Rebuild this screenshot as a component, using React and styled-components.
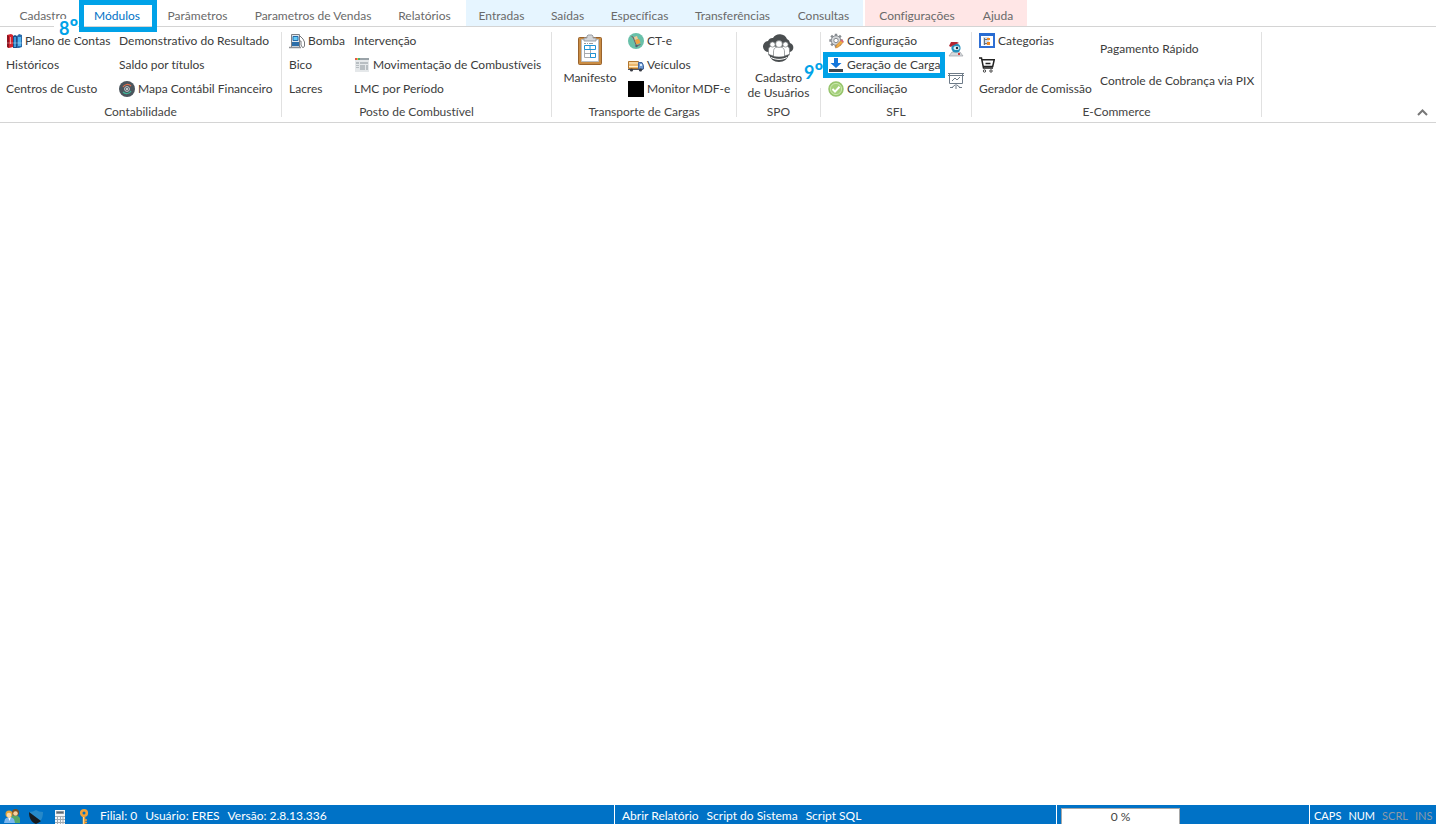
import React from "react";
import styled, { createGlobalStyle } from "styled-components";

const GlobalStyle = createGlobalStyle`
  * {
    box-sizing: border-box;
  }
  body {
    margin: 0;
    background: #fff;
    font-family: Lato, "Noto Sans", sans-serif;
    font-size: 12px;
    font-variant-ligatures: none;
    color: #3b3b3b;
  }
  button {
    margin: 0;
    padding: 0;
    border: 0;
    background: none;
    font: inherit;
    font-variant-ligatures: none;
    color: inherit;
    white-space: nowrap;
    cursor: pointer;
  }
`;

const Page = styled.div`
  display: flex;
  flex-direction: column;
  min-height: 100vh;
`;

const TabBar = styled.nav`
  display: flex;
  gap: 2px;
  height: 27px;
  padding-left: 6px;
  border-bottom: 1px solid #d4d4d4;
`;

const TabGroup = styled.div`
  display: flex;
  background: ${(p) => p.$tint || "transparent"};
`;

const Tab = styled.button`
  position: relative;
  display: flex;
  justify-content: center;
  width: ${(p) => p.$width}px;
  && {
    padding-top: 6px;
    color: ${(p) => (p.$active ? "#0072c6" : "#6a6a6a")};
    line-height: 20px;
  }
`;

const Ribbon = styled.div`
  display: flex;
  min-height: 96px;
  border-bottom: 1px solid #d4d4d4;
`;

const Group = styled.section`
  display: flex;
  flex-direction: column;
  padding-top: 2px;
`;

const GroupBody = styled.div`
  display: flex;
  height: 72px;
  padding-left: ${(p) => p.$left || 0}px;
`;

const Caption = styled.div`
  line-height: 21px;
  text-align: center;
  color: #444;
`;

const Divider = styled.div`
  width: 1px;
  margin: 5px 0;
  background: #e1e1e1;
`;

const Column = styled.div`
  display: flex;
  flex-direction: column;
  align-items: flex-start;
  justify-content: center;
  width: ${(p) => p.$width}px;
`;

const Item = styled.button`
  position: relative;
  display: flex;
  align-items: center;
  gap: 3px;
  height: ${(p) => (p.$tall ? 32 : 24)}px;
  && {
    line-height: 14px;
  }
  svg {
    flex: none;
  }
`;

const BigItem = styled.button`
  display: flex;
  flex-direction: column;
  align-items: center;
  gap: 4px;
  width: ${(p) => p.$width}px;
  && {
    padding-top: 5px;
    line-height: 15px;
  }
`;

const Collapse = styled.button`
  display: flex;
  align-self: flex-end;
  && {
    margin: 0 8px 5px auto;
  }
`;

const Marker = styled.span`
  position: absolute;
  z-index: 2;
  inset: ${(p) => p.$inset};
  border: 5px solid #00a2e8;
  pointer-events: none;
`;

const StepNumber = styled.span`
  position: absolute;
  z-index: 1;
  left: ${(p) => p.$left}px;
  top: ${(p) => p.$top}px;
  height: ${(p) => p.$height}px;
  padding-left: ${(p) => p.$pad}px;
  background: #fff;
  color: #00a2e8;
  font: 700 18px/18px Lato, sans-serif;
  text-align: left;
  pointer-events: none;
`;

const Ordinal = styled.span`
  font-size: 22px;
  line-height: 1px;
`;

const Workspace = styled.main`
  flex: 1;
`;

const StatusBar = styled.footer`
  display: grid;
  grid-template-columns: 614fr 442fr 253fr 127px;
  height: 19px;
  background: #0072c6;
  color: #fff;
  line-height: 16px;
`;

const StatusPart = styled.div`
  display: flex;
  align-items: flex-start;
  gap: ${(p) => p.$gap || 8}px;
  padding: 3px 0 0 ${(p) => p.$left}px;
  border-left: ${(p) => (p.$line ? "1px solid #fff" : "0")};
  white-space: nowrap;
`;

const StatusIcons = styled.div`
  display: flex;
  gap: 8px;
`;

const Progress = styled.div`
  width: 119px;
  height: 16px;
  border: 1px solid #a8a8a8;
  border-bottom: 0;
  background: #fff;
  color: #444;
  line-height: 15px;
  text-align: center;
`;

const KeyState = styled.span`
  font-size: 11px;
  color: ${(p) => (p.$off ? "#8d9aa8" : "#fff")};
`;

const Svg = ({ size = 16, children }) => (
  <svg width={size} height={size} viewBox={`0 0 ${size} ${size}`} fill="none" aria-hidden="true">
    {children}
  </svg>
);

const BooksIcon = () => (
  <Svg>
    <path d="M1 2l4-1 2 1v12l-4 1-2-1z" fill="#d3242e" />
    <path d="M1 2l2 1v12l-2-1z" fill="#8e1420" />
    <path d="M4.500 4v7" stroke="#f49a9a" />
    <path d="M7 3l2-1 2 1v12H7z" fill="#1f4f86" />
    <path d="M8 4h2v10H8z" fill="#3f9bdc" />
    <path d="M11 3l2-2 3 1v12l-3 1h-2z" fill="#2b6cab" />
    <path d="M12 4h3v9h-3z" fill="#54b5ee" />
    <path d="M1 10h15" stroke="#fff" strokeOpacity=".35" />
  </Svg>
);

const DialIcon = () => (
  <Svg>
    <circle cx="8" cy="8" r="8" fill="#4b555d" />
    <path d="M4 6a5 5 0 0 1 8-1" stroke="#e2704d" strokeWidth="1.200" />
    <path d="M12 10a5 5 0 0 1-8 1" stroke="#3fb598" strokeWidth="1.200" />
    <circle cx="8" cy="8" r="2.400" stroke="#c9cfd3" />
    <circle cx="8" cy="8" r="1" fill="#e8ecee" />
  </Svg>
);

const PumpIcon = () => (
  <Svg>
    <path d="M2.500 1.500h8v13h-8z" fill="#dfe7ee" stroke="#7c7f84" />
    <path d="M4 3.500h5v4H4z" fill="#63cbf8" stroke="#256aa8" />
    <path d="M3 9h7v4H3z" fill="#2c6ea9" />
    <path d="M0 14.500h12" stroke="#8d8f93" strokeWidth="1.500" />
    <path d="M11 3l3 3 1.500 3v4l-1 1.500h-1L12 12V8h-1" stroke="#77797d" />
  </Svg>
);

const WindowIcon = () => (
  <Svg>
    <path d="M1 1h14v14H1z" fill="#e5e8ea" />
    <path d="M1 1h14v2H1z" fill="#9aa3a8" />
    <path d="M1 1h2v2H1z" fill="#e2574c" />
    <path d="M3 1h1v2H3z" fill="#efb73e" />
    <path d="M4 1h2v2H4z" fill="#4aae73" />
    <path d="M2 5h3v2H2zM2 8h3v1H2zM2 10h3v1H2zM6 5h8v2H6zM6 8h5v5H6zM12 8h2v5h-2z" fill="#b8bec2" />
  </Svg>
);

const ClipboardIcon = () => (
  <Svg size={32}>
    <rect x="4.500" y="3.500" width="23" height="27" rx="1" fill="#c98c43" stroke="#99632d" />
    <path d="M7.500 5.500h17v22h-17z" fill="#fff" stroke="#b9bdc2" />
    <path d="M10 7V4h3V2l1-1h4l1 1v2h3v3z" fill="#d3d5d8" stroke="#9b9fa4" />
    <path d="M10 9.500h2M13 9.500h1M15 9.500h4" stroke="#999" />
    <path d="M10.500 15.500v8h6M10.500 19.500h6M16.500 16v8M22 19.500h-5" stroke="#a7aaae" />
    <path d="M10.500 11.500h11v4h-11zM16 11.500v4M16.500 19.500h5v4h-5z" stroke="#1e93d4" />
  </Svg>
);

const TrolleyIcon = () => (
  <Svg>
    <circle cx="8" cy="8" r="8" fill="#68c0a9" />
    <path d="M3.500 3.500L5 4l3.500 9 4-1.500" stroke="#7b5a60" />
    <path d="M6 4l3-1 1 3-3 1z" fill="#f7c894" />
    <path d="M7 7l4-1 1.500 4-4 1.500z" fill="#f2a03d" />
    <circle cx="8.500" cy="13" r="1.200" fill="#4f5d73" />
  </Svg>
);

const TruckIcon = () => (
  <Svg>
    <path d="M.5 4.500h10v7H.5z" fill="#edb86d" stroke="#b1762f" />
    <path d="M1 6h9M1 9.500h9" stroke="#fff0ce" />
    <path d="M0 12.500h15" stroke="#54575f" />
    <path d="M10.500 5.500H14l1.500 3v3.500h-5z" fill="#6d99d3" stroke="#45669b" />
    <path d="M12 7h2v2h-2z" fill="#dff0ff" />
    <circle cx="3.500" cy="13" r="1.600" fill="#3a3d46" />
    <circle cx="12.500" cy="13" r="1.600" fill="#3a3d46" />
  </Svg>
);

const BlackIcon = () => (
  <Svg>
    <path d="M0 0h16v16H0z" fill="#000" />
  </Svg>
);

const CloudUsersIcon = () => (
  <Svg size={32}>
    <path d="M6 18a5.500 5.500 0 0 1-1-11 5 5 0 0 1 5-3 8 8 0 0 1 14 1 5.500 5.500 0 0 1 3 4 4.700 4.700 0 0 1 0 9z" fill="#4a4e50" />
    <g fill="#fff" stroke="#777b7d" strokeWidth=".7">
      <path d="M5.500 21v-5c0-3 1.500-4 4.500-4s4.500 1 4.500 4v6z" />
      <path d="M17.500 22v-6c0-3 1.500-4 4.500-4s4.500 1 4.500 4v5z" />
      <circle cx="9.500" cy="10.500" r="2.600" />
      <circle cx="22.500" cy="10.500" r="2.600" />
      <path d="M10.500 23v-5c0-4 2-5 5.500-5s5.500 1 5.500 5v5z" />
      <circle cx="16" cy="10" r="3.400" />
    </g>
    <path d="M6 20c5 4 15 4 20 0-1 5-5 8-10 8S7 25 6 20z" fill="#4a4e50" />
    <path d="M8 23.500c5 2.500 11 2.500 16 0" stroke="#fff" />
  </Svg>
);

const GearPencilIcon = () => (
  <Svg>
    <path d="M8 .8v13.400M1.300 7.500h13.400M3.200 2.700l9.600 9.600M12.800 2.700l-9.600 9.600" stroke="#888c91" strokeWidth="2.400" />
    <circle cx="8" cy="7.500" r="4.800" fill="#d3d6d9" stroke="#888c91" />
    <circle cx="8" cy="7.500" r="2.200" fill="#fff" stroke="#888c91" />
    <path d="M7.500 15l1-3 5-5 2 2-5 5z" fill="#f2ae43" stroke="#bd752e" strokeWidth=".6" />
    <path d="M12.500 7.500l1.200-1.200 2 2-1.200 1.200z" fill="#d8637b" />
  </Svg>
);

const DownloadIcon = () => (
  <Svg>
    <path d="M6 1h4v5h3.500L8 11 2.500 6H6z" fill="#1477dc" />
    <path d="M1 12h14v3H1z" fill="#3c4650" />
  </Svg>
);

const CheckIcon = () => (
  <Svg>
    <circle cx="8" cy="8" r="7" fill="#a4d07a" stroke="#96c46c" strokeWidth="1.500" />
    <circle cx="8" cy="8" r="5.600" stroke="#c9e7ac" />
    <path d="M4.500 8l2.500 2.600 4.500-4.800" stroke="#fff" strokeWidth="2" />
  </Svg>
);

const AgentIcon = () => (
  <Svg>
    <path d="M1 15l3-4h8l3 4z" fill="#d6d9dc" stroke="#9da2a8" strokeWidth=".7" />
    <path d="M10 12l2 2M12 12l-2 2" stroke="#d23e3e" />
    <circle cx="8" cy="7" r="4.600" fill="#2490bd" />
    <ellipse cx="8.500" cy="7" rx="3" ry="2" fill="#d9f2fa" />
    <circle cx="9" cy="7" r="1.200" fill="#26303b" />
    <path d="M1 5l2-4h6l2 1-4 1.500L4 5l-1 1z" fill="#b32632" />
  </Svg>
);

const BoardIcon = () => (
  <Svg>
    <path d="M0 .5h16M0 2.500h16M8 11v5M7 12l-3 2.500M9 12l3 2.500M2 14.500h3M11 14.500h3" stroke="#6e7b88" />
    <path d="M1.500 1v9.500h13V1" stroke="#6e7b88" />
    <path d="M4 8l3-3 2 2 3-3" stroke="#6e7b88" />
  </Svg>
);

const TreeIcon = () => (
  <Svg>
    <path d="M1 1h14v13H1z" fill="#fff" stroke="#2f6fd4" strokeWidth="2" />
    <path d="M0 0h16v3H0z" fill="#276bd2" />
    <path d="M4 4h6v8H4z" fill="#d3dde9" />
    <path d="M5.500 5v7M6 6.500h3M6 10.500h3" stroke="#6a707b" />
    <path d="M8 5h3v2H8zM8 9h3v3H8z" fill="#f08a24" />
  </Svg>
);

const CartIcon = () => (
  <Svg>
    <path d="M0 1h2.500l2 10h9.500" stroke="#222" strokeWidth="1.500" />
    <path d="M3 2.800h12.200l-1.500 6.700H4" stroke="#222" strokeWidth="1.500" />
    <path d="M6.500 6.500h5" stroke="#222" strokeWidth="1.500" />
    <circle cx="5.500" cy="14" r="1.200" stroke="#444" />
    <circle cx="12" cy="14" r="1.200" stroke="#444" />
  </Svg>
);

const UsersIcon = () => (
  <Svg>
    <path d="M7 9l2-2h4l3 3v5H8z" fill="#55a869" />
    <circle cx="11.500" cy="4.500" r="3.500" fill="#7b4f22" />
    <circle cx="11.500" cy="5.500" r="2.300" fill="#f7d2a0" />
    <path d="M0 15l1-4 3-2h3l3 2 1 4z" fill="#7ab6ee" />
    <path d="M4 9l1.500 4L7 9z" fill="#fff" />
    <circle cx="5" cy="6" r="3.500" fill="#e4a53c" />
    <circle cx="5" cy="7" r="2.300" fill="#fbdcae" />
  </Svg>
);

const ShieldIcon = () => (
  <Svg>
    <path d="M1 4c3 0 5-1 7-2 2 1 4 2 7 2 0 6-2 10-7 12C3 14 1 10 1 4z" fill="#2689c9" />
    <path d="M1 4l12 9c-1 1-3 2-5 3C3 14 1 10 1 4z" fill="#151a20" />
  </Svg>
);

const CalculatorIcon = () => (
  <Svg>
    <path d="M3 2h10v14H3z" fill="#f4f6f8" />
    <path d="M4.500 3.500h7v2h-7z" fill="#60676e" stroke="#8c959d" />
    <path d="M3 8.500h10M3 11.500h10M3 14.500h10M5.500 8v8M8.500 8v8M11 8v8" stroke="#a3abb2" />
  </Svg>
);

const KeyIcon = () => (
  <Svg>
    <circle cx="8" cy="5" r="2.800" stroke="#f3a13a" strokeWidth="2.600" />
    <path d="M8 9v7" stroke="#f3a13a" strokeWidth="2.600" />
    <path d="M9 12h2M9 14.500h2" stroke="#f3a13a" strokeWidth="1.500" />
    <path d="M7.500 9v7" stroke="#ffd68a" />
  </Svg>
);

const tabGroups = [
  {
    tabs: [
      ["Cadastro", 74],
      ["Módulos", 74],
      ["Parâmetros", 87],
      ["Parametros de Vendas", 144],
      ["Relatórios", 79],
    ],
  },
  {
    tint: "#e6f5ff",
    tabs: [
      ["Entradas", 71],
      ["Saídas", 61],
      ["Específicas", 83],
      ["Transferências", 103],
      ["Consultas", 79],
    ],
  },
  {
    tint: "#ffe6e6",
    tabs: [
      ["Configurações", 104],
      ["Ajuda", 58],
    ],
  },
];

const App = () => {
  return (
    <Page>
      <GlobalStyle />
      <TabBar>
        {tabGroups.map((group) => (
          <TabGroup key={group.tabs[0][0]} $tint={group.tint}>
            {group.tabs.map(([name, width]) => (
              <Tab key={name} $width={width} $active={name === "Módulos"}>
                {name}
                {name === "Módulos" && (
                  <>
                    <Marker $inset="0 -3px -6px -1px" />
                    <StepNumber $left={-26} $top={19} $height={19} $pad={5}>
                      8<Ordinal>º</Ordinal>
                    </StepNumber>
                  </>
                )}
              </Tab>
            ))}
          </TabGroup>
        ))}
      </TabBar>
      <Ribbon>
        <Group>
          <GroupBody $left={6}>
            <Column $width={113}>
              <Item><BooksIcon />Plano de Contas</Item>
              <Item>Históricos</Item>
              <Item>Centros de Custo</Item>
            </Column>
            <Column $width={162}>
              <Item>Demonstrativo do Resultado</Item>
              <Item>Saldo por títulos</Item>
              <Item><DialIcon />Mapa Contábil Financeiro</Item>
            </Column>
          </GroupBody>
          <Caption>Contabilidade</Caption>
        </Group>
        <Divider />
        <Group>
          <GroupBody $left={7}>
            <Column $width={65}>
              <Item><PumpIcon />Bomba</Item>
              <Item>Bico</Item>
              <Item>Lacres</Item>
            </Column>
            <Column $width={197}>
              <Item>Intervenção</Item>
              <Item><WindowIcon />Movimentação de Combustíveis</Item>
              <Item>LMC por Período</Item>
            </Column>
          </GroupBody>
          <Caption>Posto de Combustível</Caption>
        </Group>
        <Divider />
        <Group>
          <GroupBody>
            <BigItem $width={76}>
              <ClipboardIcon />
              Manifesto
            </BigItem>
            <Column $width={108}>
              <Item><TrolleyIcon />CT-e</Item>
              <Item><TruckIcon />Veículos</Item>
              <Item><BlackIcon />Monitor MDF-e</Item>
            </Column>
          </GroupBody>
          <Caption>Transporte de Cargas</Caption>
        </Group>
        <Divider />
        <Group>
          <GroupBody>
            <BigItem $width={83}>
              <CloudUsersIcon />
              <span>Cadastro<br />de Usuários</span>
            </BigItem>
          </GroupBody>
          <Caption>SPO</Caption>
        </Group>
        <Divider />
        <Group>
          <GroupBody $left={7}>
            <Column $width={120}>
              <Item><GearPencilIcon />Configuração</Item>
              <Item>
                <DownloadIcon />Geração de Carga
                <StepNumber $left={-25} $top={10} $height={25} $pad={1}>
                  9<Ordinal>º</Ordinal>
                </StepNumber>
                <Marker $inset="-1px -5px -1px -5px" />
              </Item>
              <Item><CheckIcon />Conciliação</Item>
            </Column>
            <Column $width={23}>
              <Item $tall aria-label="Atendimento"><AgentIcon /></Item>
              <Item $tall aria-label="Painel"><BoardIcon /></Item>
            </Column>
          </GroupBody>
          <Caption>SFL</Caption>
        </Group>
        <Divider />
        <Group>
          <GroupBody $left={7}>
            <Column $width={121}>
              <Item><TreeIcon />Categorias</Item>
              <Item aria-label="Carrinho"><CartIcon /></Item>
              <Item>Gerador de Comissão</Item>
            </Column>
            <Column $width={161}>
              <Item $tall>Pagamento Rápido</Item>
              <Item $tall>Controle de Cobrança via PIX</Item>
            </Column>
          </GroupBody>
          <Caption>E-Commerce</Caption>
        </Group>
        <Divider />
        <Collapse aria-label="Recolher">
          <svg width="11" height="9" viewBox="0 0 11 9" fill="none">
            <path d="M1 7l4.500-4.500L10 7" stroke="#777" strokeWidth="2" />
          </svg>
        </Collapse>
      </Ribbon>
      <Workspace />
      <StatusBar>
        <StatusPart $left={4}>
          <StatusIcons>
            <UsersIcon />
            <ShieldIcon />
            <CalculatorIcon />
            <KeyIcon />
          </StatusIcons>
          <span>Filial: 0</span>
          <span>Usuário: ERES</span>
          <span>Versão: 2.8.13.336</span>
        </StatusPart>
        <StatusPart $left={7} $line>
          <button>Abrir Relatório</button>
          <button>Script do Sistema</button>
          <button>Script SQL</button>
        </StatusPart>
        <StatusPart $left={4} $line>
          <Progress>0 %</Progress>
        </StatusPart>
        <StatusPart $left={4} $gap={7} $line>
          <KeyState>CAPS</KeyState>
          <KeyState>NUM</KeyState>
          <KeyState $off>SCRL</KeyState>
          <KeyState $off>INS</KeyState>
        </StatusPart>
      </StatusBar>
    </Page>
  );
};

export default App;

────────────────────

=== Task to complete ===
Select the lines in this material that hold the word "React", leaving none out.

=== Reply to the task ===
Rebuild this screenshot as a component, using React and styled-components.
import React from "react";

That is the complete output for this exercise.